95 kms southwest of Chikmagalur is the secluded hill station of Kudremukh. Situated 1894 m above sea level, the Kudremukh hills overlook the Arabian Sea and are chained to one another with deep valleys and steep precipices. There is rich flora and fauna here, waiting to be discovered. Caves asking to be explored. Ruins and traces of old civilizations inviting a study. Lovely, unspoiled places to camp. Can any trekker resist Kudremukh? This place is also rich in iron-ore deposits.

The highest point is 'Mullaiyangiri' - 1900 m & has 3 caves, sanctified by 3 sages & containing their icons & tombs. A sacred centre, 'Seethala Mallikarjuna' near a cave, and a mutt lend the place a mystic touch. Near Baba Budangiri peak are the 3 famous waterfalls - Gada Theertha, Kamana Theertha and Nellikayi Theertha.

Hebbe Falls
This beautiful waterfall is over 10 kms away from the famous hill station, Kemmangundi. Here water streams down from a height of 168 meters in two stages to form Dodda Hebbe (Big Falls) and Chikka Hebbe (Small Falls).

Kallathigiri Falls
Just 10 kms away from Kemmangundi is Kallahathigiri Falls, also known as Kalahasti falls. Water cascades down from the top of the Chandra Drona hill from a height of 122 meters amidst fascinating scenery. There is an old Veerabhadra temple dedicated to Lord Shiva, constructed in a gap between rocks. This temple can be approached after crossing the waterfall.

Inam Dattatreya Peetha (28 km)
The Inam Dattatreya Peetha, nestled in the Baba Budangiri hills, is a revered shrine for both Hindus and Muslims. A laterite cave here is believed to have sheltered, at different times, both Guru Dattatreya and the Muslim saint Hazrat Dada Hayath Mir Khalandar, sent to India by Prophet Mohammed. Muslims celebrate urs at the site three days every year in the month of Rabi-ul-Avval, the third month of the Islamic calendar while Hindu devotees observe Dattatreya Jayanti every year during Kartik Poornima celebrations.

Sringeri (90 km)
Regarded as one of the most sacred Hindu pilgrimages in South India, Sringeri was the abode of Shankaracharya, the great 9th century philosopher and social reformer. The exquisitely sculptured Vidyashankara Temple overlooking the Tunga River, houses the Vidyatirtha-linga and is a synthesis of Dravidian and Hoysala temple architecture.
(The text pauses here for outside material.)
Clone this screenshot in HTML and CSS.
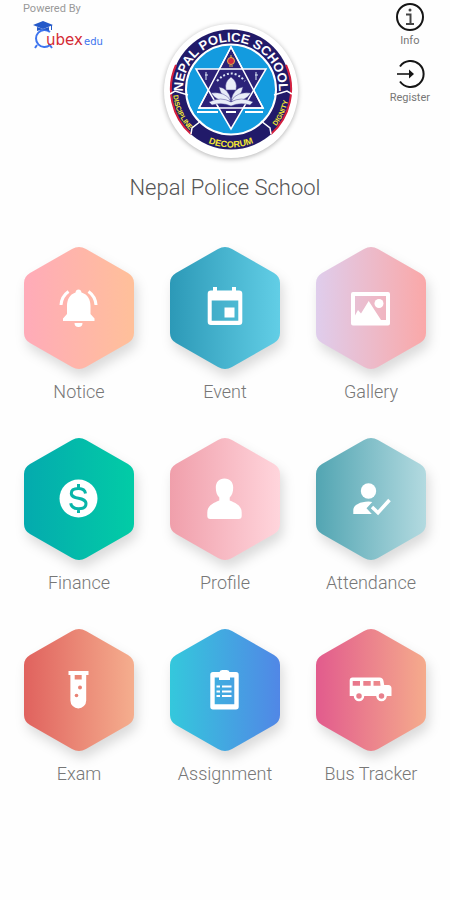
FILE: index.html
```
<!DOCTYPE html>
<html lang="en">
<head>
    <meta charset="UTF-8">
    <meta name="viewport" content="width=device-width, initial-scale=1.0">
    <title>Nepal Police School</title>
    <link rel="stylesheet" href="styles.css">
</head>
<body>

<!-- shared shapes and gradients -->
<svg class="defs" width="0" height="0" aria-hidden="true">
    <defs>
        <path id="hex" d="M48 2Q55-2 62 2L104 26Q110 29.500 110 36V86Q110 92.500 104 96L62 120Q55 124 48 120L6 96Q0 92.500 0 86V36Q0 29.500 6 26Z"/>
        <linearGradient id="g-notice"><stop stop-color="#ffabb9"/><stop offset="1" stop-color="#ffc09a"/></linearGradient>
        <linearGradient id="g-event"><stop stop-color="#2c99b7"/><stop offset="1" stop-color="#62cee6"/></linearGradient>
        <linearGradient id="g-gallery"><stop stop-color="#dfcdec"/><stop offset="1" stop-color="#faa8a8"/></linearGradient>
        <linearGradient id="g-finance"><stop stop-color="#04aaae"/><stop offset="1" stop-color="#02cca6"/></linearGradient>
        <linearGradient id="g-profile"><stop stop-color="#f09fab"/><stop offset="1" stop-color="#ffd5dc"/></linearGradient>
        <linearGradient id="g-attendance"><stop stop-color="#52a5b2"/><stop offset="1" stop-color="#b3dae0"/></linearGradient>
        <linearGradient id="g-exam"><stop stop-color="#e0625e"/><stop offset="1" stop-color="#f5ae8e"/></linearGradient>
        <linearGradient id="g-assignment"><stop stop-color="#34c8dc"/><stop offset="1" stop-color="#5187e6"/></linearGradient>
        <linearGradient id="g-bus"><stop stop-color="#e25b8d"/><stop offset="1" stop-color="#f5ab8c"/></linearGradient>
    </defs>
</svg>

<header class="top">
    <div class="brand">
        <span class="powered">Powered By</span>
        <svg class="brand-logo" width="72" height="30" viewBox="0 0 72 30">
            <path d="M17 12A8.500 8.500 0 1 0 17 25" fill="none" stroke="#3d74ee" stroke-width="2"/>
            <path d="M4 25l-2 3M16 24l3 4" stroke="#3d74ee" stroke-width="2"/>
            <path d="M0 5L10 1L20 5L10 9Z" fill="#2459c9"/>
            <path d="M4 7l6 2 6-2v4q-6-3-12 0z" fill="#2459c9"/>
            <path d="M18.500 5v5" stroke="#2459c9"/>
            <text class="logo-ubex" x="13" y="25">ubex</text>
            <text class="logo-edu" x="51" y="25">edu</text>
        </svg>
    </div>

    <svg class="emblem" width="134" height="134" viewBox="0 0 134 134" role="img" aria-label="School emblem">
        <defs>
            <path id="arc-top" d="M19.300 71A48 48 0 1 1 114.700 71"/>
            <path id="arc-bottom" d="M9 65.500A58 58 0 0 0 125 65.500"/>
        </defs>
        <circle cx="67" cy="65.500" r="60" fill="#211a69"/>
        <path d="M12 41A60 60 0 0 0 27 110M122 41A60 60 0 0 1 107 110" fill="none" stroke="#d3203f" stroke-width="2"/>
        <circle cx="67" cy="65.500" r="45" fill="#139bdf" stroke="#fff" stroke-width="2"/>
        <g fill="none" stroke="#fff" stroke-width="1.500">
            <path d="M6 70l5-3 13 4M128 70l-5-3-13 4M27 110l1-6 9-7M107 110l-1-6-9-7"/>
        </g>
        <g fill="#2b2278" stroke="#fff" stroke-width="1.500">
            <path d="M67 23L99 84H35Z"/>
            <path d="M32 45H102L67 105Z"/>
            <path d="M67 23L99 84H35Z" fill="none"/>
        </g>
        <circle cx="67" cy="37" r="3.500" fill="#d02740" stroke="#e0b04a"/>
        <path d="M65 42h4M67 31v3" stroke="#e0b04a"/>
        <path d="M42 48v8M41 51h3M92 48v8M91 51h3" stroke="#dce6f5"/>
        <path d="M53 57Q67 42 81 57" fill="none" stroke="#dce6f5" stroke-width="2" stroke-dasharray="2 2"/>
        <g fill="#e9edf8" stroke="#514b96" stroke-width=".500">
            <path d="M67 53q7 5 5 13h-10q-2-8 5-13z"/>
            <path d="M67 76q-10-2-12-13 9 1 12 13zM67 76q10-2 12-13-9 1-12 13z"/>
            <path d="M67 77q-13 2-20-8 14-2 20 8zM67 77q13 2 20-8-14-2-20 8z"/>
            <path d="M45 78q12-6 22 0 10-6 22 0l-3 3q-10-3-19 1-9-4-19-1z"/>
        </g>
        <path d="M33 88h21M62 88h10M81 88h18" stroke="#fff" stroke-width="2"/>
        <text class="emblem-name"><textPath href="#arc-top" startOffset="50%">NEPAL POLICE SCHOOL</textPath></text>
        <text class="emblem-side"><textPath href="#arc-bottom" startOffset="14%">DISCIPLINE</textPath></text>
        <text class="emblem-base"><textPath href="#arc-bottom" startOffset="50%">DECORUM</textPath></text>
        <text class="emblem-side"><textPath href="#arc-bottom" startOffset="86%">DIGNITY</textPath></text>
    </svg>

    <nav class="actions">
        <a class="action" href="#info">
            <svg width="30" height="30" viewBox="0 0 30 30" fill="none" stroke="#151515" stroke-width="2">
                <circle cx="15" cy="15" r="13"/>
                <path d="M11 12.500h4.500V22M11 22h8" stroke="#444"/>
                <circle cx="15" cy="8" r="1.500" fill="#444" stroke="none"/>
            </svg>
            <span>Info</span>
        </a>
        <a class="action" href="#register">
            <svg width="30" height="30" viewBox="0 0 30 30" fill="none" stroke="#151515" stroke-width="2">
                <path d="M5 7.500A13 13 0 1 1 5 22.500"/>
                <path d="M2 15h14" stroke="#444"/>
                <path d="M14 10.500l5 4.500-5 4.500z" fill="#151515" stroke="none"/>
            </svg>
            <span>Register</span>
        </a>
    </nav>
</header>

<h1>Nepal Police School</h1>

<main class="menu">
    <a class="tile" href="#notice">
        <svg width="110" height="122" viewBox="0 0 110 122">
            <use href="#hex" class="hex" fill="url(#g-notice)"/>
            <path d="M54.500 42.500c1.700 0 2.700 1.100 3 3C64 47.500 66.500 53 66.500 59v8l4 4.500V74H39v-2.500l4-4.500v-8c0-6 2.500-11.500 8.500-13.500.300-1.900 1.300-3 3-3zM50.500 76h8a4 4 0 0 1-8 0z" fill="#fff"/>
            <path d="M44.500 44.500Q37.500 49.500 37 58M64.500 44.500Q71.500 49.500 72 58" fill="none" stroke="#fff" stroke-width="3"/>
        </svg>
        <span>Notice</span>
    </a>
    <a class="tile" href="#event">
        <svg width="110" height="122" viewBox="0 0 110 122">
            <use href="#hex" class="hex" fill="url(#g-event)"/>
            <path fill-rule="evenodd" d="M43 40h4v3.500h15V40h4v3.500h3q3.300 0 3.300 3.300v28q0 3.300-3.300 3.300H41q-3.300 0-3.300-3.300v-28q0-3.300 3.300-3.300h2zM41.700 53.500v20.300h26.600V53.500zM54.500 60.500h10v10h-10z" fill="#fff"/>
        </svg>
        <span>Event</span>
    </a>
    <a class="tile" href="#gallery">
        <svg width="110" height="122" viewBox="0 0 110 122">
            <use href="#hex" class="hex" fill="url(#g-gallery)"/>
            <path fill-rule="evenodd" d="M37 45h35q2 0 2 2v29.500q0 2-2 2H37q-2 0-2-2V47q0-2 2-2zM39 49v19.500l3-5.500 3 3.500 7.700-12.500L65 73h5V49z" fill="#fff"/>
            <circle cx="63" cy="56.500" r="4.500" fill="#fff"/>
        </svg>
        <span>Gallery</span>
    </a>
    <a class="tile" href="#finance">
        <svg width="110" height="122" viewBox="0 0 110 122">
            <use href="#hex" class="hex" fill="url(#g-finance)"/>
            <circle cx="54.500" cy="60.500" r="19" fill="#fff"/>
            <path d="M61.500 55.500C61 52 58.500 50.500 54.500 50.500 50 50.500 47.300 52.300 47.300 55.200 47.300 62.500 62 58 62 65.700 62 69 59 70.700 54.500 70.700 50 70.700 47.300 69 46.700 65.300M54.500 46v4.500M54.500 70.700V75" fill="none" stroke="#07b5a9" stroke-width="3"/>
        </svg>
        <span>Finance</span>
    </a>
    <a class="tile" href="#profile">
        <svg width="110" height="122" viewBox="0 0 110 122">
            <use href="#hex" class="hex" fill="url(#g-profile)"/>
            <path d="M54.500 40.500c5.500 0 8.700 3.800 8.700 9 0 4.500-1 7.500-3.500 10v3c6 2.500 12 5 12 12V78q0 3-3 3H40.300q-3 0-3-3v-3.500c0-7 6-9.500 12-12v-3c-2.500-2.500-3.500-5.500-3.500-10 0-5.200 3.200-9 8.700-9z" fill="#fff"/>
        </svg>
        <span>Profile</span>
    </a>
    <a class="tile" href="#attendance">
        <svg width="110" height="122" viewBox="0 0 110 122">
            <use href="#hex" class="hex" fill="url(#g-attendance)"/>
            <circle cx="52.500" cy="53" r="7.700" fill="#fff"/>
            <path d="M52.500 63.500c-8 0-15.200 3.500-15.200 8.500v4h18.500l-5.300-5.700 5.800-6.400q-1.600-.400-3.800-.400z" fill="#fff"/>
            <path d="M56 69l6 5.700L73.500 62" fill="none" stroke="#fff" stroke-width="3.500"/>
        </svg>
        <span>Attendance</span>
    </a>
    <a class="tile" href="#exam">
        <svg width="110" height="122" viewBox="0 0 110 122">
            <use href="#hex" class="hex" fill="url(#g-exam)"/>
            <path fill-rule="evenodd" d="M44.500 42h20v4H62.200v25.500a7.900 7.900 0 0 1-15.800 0V46h-1.900zM50.700 46v4.500h7V46z" fill="#fff"/>
            <circle cx="56" cy="58.500" r="2" fill="#e98275"/>
            <circle cx="52.500" cy="66.500" r="1.800" fill="#e98275"/>
        </svg>
        <span>Exam</span>
    </a>
    <a class="tile" href="#assignment">
        <svg width="110" height="122" viewBox="0 0 110 122">
            <use href="#hex" class="hex" fill="url(#g-assignment)"/>
            <path fill-rule="evenodd" d="M49.500 43q.500-2 3-2h4q2.500 0 3 2h6.500q2.700 0 2.700 2.700v32q0 2.700-2.700 2.700H43q-2.700 0-2.700-2.700v-32Q40.300 43 43 43zM44.700 48.500v26.700h19.600V48.500H60V51H49v-2.500z" fill="#fff"/>
            <path d="M46.500 57.500h3.500M52 57.500h9.500M46.500 62.500h3.500M52 62.500h9.500M46.500 67h3.500M52 67h9.500" stroke="#fff" stroke-width="2"/>
        </svg>
        <span>Assignment</span>
    </a>
    <a class="tile" href="#bus">
        <svg width="110" height="122" viewBox="0 0 110 122">
            <use href="#hex" class="hex" fill="url(#g-bus)"/>
            <path fill-rule="evenodd" d="M36.500 48.500h27q3.500 0 4 3.500l.700 4h4q3.300 0 3.300 3.500V67H70.500a5 5 0 0 1-9.800 0H48a5 5 0 0 1-9.800 0H33.700V51.500q0-3 2.800-3zM36.700 52v4.700H44V52zM47.300 52v4.700h7.400V52zM57.500 52v4.700h7L64 52z" fill="#fff"/>
            <g fill="#e8808d" stroke="#fff" stroke-width="2.500">
                <circle cx="43" cy="67" r="4"/>
                <circle cx="65.500" cy="67" r="4"/>
            </g>
        </svg>
        <span>Bus Tracker</span>
    </a>
</main>

</body>
</html>
```

FILE: styles.css
```
body {
    margin: 0;
    min-height: 100vh;
    background: #fefefe;
    font-family: Roboto, "Liberation Sans", sans-serif;
    font-weight: 300;
}

a {
    color: inherit;
    text-decoration: none;
}

svg {
    display: block;
}

.defs {
    position: absolute;
}

.top {
    display: grid;
    grid-template-columns: 1fr auto 1fr;
    align-items: start;
    padding: 0 12px 0 23px;
}

.brand {
    display: flex;
    flex-direction: column;
    gap: 3px;
}

.powered {
    font-size: 11px;
    line-height: 17px;
    font-weight: 400;
    color: #999;
}

.brand-logo {
    margin-left: 10px;
}

.logo-ubex {
    font: 400 15px "DejaVu Sans", sans-serif;
    fill: #d42a35;
}

.logo-edu {
    font: 400 10px "DejaVu Sans", sans-serif;
    fill: #3d74ee;
}

.emblem {
    margin-top: 24px;
    border-radius: 50%;
    background: #fff;
    box-shadow: 0 1px 5px rgba(0, 0, 0, 0.3);
}

.emblem text {
    font-family: "Liberation Sans", sans-serif;
    font-weight: bold;
    text-anchor: middle;
    fill: #f4e832;
}

.emblem .emblem-name {
    font-size: 13px;
    fill: #fff;
}

.emblem-base {
    font-size: 9px;
}

.emblem-side {
    font-size: 7px;
}

.actions {
    justify-self: end;
    display: flex;
    flex-direction: column;
    align-items: center;
    gap: 11px;
    padding: 2px 8px 0 0;
}

.action {
    display: flex;
    flex-direction: column;
    align-items: center;
    gap: 1px;
    font-size: 11px;
    line-height: 15px;
    font-weight: 400;
    color: #777;
}

h1 {
    margin: 16px 0 45px;
    font-size: 22px;
    line-height: 28px;
    font-weight: 300;
    text-align: center;
    color: #555;
}

.menu {
    display: grid;
    grid-template-columns: repeat(3, 1fr);
    row-gap: 34px;
    padding: 0 6px;
}

.tile {
    display: flex;
    flex-direction: column;
    align-items: center;
    gap: 11px;
    font-size: 18px;
    line-height: 24px;
    color: #777;
}

.tile svg {
    overflow: visible;
}

.hex {
    filter: drop-shadow(3px 7px 6px rgba(0, 0, 0, 0.14));
}
```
The Hoysala temple towns of Belur and Halebid, have some of the most magnificent temples in India. These temples have become rich repositories of ancient Hindu cul-ture, with several thousands of visitors from all over India and overseas coming to wit-ness their intricate and distinctive architectural style. Belur was once the capital of a powerful empire on the banks of River Yagachi, now called the Banaras of the South, aka Dakshina Varanasi. Belur's main temple, Chennakeshava (dedicated to Lord Krishna and set in a compound with several smaller temples and a pond), was commissioned by King Vishnuvardhana in 1117 AD to celebrate Hoysala military victories. It took over a hundred years to complete and its architecture is foreign to the prevailing Hoysala style of the 12 th century - it is exceptionally large (about 100-ft high) and its decoration very lavish (with a magnificent gateway tower - gopuram) in Dravidian style. It is delicate in its filigree work, with the added attraction of bracketed figures of celestial dancers, called Madanikas and exclusive to Belur, and an innumerable variety of intricate pillars. Contrary to Indian tradition, these Hoysala sculptors signed their work at this temple.